How is playlisting for brands different than playlisting at home or for personal listening on-the-go?
Vastly different! Playlists we make for brands sometimes need to play for 24 hours a day, 7 days a week and last all year, so you need a huge amount of music that limits repetition. I might make a 30 track playlist at home and that is enough to satisfy, but a brand playlist would be at least ten times the size. This means the scope and breadth of the playlist must be much bigger but still retaining the consistenty that the brand requires.
What are your thoughts on computer algorithms shaping the future of music curation?
Human beings are only beginning to understand what music really is and how powerfully it affects us. Not just socially, but also from a health and wellbeing perspective.

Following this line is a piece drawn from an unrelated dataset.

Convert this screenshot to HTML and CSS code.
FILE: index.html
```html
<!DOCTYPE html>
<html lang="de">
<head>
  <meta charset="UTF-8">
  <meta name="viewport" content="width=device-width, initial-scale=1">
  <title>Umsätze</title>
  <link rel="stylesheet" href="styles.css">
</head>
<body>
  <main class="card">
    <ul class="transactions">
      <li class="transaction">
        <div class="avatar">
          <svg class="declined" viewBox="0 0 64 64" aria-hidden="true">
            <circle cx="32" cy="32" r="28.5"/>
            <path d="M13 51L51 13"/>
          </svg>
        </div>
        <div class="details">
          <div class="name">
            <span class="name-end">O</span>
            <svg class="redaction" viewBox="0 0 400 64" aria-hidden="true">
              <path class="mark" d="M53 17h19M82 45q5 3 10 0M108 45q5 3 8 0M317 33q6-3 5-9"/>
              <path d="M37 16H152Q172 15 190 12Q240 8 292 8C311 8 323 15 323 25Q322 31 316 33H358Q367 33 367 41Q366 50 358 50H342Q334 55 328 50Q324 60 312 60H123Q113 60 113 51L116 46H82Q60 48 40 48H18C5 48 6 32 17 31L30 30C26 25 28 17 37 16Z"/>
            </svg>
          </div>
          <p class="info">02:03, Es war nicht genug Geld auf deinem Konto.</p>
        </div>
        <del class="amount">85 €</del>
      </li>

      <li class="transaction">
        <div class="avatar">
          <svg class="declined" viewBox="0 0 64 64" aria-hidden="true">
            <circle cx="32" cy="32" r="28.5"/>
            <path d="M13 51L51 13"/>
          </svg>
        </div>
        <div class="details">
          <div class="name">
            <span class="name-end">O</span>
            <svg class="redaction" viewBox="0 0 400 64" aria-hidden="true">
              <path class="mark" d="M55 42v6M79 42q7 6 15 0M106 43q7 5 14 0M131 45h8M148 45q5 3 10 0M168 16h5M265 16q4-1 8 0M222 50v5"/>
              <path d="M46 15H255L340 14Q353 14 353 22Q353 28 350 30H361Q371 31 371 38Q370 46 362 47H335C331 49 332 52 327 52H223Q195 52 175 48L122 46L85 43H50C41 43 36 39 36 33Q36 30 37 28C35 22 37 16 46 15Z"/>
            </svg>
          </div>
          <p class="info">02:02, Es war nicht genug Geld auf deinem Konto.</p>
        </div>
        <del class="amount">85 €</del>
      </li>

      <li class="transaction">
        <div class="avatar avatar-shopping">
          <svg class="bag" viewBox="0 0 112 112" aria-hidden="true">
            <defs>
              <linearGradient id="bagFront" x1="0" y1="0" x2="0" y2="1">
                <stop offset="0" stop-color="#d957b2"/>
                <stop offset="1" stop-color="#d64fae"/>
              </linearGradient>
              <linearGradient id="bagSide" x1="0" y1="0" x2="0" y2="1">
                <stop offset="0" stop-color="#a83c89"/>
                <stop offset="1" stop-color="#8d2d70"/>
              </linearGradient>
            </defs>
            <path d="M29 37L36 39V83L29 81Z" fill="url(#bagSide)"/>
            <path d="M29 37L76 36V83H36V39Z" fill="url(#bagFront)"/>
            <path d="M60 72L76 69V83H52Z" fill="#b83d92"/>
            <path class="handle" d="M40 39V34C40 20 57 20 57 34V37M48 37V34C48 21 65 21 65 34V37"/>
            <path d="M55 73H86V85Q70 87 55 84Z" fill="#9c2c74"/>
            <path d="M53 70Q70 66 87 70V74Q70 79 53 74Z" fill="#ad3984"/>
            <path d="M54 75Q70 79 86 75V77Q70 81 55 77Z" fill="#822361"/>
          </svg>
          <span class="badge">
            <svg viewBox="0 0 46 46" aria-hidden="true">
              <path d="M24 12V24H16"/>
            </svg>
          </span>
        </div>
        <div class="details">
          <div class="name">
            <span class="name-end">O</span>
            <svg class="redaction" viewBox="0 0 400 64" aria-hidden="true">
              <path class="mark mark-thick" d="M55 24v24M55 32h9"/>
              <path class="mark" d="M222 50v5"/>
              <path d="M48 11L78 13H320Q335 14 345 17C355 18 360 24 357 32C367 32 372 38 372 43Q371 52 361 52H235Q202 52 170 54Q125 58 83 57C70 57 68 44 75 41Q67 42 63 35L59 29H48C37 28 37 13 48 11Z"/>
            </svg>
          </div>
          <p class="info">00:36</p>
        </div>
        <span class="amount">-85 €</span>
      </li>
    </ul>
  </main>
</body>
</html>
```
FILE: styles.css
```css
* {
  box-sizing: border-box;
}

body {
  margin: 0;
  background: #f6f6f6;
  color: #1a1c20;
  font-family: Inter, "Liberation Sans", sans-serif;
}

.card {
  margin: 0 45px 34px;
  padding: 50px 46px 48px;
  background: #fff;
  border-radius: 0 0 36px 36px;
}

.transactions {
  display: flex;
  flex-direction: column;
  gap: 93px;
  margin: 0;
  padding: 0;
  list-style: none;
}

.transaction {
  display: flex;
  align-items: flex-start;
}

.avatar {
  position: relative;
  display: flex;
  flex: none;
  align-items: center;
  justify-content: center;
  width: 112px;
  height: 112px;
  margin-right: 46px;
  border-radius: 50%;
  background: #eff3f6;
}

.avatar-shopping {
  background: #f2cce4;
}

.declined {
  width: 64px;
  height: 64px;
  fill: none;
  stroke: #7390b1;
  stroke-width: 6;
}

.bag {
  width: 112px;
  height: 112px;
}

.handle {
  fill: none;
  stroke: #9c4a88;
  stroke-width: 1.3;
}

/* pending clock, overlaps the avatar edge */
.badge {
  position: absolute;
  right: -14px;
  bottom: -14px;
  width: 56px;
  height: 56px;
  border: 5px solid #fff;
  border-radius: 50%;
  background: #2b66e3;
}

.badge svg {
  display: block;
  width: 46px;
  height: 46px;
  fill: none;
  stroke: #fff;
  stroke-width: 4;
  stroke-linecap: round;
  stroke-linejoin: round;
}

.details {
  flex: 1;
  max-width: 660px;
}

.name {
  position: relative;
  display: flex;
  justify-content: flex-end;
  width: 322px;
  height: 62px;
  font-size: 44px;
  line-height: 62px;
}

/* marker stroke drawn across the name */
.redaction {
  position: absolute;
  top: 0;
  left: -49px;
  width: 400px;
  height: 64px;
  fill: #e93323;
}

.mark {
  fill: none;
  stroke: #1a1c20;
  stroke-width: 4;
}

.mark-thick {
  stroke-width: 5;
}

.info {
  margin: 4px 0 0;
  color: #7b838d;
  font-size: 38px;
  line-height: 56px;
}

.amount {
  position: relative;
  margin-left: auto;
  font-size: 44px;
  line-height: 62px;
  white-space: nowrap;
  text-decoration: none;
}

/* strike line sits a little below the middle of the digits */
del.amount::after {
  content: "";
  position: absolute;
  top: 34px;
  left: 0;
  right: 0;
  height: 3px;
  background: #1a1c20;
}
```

For this reason, it seems daft to try to think that we could programme a computer to understand this for us. Good taste is something learned over years, it’s something that is always framed by a social or cultural context and something that is always in the eye of the beholder. The complexity surrounding all of the above makes it impossible for a computer to work out.
Tell us more about the client(s) you’ve worked with using the Open Ear platform. How did you meet the client’s expectations? (Explain your thought process and final result)
I love getting to know our clients and enjoy the challenge of interpreting their tastes and turning their business/brand story into a music playlist and strategy. Sometimes, like in the case of Red Rooster, you can achieve this by working directly with the proprietor. In this case it was a joy to work directly with Marcus Samuelsson, to understand his personal and business story and then turn that into a playlist encompassing Swedish and Ehtiopian music as a nod to his family heritage, Latin/Cuban as a nod to his travels, hip hop, soul and funk for the Red Rooster Harlem heritage and British trip hop, jazz and grime because of the restaurant's British base.